Por isto, também, a série de revelações recém iniciada por representa um alento, sopro de esperança em meio à enorme corrupção que se instalou em nome do combate à corrupção doméstica, ancestral, característica do subdesenvolvimento nacional. A roubalheira do petróleo, dos recursos naturais, das reservas minerais, do mercado financeiro e bancário é muito mais grave. O envenenamento progressivo da população por agrotóxicos, a perda acelerada dos direitos dos trabalhadores, dos indígenas, dos vulneráveis, o abandono das propostas ambientais mundiais, tudo isso é muito pior e está em xeque nas linhas e entrelinhas das reportagens publicadas desde este domingo. Nossa imprensa está vendida, o povo anestesiado, a discussão dos temas nacionais pautada por Bolsonaro, Damares, Olavo de Carvalho e pelos militares entreguistas que fizeram continência à bandeira americana junto com seu candidato, a um mês das eleições do ano passado.

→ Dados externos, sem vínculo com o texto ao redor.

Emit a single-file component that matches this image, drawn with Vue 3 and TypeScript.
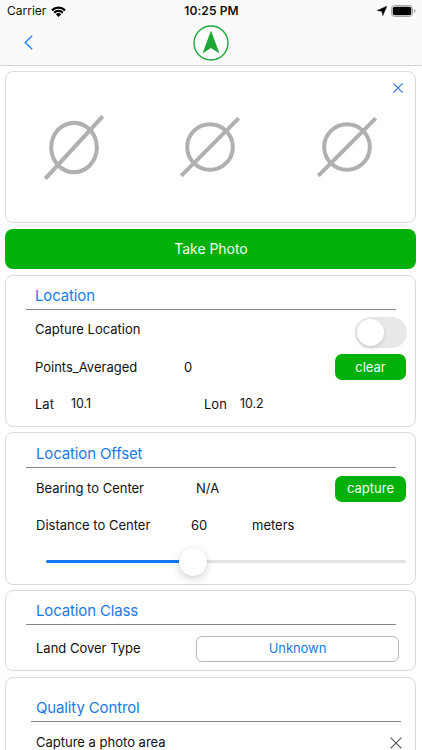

Há quem queira o povo nas ruas enfrentando a polícia que mais mata no planeta, quem diga que a favela tem que descer e ocupar asfalto, que os movimentos sociais, sindicatos e associações engrossem a massa. Teremos nos próximos dias a greve geral prometida, um indicador do estado de ânimo da população. É de se ver, mas prefiro as instituições marcando suas posições e cobrando atitudes ao sangue derramado, que é tudo o que estes milicianos que mandam no país desejam, e tudo por que torcem militares mais exaltados.